_What you are asked to do_:
From the listing below, pull out the lines that hold "this".

══ Data supplied

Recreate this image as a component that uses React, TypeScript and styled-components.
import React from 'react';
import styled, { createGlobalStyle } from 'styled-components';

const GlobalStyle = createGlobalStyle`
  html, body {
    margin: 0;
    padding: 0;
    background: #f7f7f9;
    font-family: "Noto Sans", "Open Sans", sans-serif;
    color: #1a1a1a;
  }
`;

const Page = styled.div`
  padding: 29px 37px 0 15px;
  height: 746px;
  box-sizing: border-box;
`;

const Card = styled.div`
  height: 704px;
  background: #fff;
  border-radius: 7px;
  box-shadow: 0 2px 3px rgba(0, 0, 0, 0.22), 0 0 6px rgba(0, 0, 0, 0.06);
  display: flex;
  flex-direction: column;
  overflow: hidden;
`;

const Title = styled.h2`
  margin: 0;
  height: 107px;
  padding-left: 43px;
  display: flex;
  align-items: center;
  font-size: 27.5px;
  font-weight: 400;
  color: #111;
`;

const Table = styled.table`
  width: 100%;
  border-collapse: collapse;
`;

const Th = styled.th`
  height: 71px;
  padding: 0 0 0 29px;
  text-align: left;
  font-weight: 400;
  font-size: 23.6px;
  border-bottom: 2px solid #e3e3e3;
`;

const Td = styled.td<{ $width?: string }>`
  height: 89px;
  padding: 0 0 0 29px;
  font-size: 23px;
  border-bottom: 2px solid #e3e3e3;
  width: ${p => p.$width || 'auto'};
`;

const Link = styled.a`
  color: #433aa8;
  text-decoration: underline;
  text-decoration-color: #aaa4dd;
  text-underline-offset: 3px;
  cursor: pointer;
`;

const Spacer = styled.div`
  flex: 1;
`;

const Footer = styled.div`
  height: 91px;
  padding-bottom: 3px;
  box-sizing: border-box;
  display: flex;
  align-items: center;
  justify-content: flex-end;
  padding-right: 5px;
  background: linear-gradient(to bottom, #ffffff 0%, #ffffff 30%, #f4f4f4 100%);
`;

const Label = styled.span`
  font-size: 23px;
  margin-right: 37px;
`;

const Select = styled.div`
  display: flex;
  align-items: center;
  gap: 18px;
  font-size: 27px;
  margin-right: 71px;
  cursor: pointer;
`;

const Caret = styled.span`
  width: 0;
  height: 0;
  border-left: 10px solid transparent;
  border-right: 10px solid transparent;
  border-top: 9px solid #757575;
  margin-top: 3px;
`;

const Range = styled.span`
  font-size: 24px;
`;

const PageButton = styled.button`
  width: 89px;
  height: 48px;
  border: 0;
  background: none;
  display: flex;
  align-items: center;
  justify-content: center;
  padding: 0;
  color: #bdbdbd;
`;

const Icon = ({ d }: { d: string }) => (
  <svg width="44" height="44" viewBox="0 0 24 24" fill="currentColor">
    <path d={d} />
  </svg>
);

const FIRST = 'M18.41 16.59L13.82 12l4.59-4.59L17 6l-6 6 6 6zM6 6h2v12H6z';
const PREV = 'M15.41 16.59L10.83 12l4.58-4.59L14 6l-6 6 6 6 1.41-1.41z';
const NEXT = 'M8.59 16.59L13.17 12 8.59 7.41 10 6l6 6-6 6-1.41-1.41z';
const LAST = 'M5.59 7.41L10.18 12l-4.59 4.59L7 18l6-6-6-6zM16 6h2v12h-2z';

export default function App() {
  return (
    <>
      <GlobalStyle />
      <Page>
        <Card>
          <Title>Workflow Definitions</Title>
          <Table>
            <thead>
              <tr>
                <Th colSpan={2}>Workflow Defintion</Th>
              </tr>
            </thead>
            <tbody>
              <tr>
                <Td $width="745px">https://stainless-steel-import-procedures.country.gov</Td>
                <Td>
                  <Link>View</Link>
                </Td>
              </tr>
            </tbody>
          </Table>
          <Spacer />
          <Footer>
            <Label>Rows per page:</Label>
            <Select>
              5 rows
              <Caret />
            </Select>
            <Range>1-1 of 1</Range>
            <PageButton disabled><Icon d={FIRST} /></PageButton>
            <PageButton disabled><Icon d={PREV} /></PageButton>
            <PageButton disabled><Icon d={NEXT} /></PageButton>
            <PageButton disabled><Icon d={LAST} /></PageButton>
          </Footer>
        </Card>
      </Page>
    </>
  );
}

════
══ Data supplied

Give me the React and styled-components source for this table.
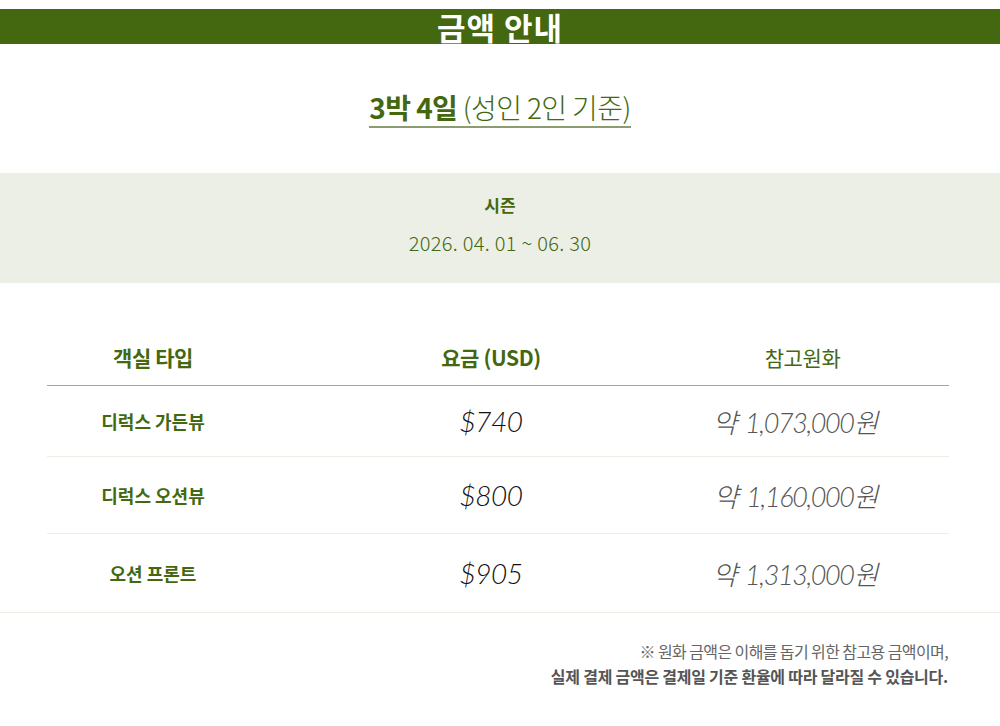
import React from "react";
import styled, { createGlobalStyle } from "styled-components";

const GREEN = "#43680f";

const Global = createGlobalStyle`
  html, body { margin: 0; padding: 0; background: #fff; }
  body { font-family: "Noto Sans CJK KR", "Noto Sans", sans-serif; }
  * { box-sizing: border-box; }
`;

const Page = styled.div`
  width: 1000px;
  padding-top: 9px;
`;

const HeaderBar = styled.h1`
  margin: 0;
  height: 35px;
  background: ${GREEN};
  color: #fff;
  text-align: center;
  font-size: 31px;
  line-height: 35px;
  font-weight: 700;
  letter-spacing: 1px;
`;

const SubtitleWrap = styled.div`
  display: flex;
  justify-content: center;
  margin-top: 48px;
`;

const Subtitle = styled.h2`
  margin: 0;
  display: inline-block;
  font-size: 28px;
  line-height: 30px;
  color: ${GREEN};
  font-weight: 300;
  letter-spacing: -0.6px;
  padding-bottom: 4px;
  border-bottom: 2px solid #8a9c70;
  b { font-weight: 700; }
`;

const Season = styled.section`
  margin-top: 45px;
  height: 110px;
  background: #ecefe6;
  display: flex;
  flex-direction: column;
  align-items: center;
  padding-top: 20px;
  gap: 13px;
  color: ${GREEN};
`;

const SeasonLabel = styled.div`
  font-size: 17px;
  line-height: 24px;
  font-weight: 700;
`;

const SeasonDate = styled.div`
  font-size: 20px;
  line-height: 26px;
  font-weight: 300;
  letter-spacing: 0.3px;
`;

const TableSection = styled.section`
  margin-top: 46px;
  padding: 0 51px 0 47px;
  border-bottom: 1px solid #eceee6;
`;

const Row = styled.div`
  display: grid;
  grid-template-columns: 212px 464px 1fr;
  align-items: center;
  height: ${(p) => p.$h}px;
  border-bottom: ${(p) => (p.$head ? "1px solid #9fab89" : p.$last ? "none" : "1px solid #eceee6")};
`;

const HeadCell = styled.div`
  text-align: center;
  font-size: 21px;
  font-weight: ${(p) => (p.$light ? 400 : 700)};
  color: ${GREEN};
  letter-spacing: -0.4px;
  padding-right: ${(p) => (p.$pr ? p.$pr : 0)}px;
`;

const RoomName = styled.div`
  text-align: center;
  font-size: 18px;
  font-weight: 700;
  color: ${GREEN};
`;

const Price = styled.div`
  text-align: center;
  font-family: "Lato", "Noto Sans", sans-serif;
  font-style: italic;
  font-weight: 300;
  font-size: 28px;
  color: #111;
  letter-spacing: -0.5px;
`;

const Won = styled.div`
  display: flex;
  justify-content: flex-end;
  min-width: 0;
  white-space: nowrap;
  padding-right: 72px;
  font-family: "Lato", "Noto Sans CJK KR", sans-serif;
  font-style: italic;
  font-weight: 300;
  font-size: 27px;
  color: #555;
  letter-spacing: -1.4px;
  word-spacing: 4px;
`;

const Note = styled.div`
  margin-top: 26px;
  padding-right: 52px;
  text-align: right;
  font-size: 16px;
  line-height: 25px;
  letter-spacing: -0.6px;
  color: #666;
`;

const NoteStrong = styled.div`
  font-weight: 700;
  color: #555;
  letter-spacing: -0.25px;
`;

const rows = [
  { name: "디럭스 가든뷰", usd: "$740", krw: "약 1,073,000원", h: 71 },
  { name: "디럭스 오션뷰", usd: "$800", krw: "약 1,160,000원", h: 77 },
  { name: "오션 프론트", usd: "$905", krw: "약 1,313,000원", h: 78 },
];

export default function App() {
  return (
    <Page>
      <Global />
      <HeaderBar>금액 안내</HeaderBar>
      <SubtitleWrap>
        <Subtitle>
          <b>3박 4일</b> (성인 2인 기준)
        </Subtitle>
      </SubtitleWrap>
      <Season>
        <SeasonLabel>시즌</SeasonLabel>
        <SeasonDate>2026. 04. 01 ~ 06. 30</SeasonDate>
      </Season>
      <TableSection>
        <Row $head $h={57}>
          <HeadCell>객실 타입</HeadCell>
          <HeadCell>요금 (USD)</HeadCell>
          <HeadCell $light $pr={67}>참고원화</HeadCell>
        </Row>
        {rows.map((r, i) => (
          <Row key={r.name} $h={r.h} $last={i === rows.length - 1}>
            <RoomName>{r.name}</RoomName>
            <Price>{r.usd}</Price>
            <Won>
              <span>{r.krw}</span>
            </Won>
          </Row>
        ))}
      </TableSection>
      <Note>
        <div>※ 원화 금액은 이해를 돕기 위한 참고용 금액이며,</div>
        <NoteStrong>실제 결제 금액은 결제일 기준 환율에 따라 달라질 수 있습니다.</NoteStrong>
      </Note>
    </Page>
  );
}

════

_Answer to the exercise_:
Recreate this image as a component that uses React, TypeScript and styled-components.
Give me the React and styled-components source for this table.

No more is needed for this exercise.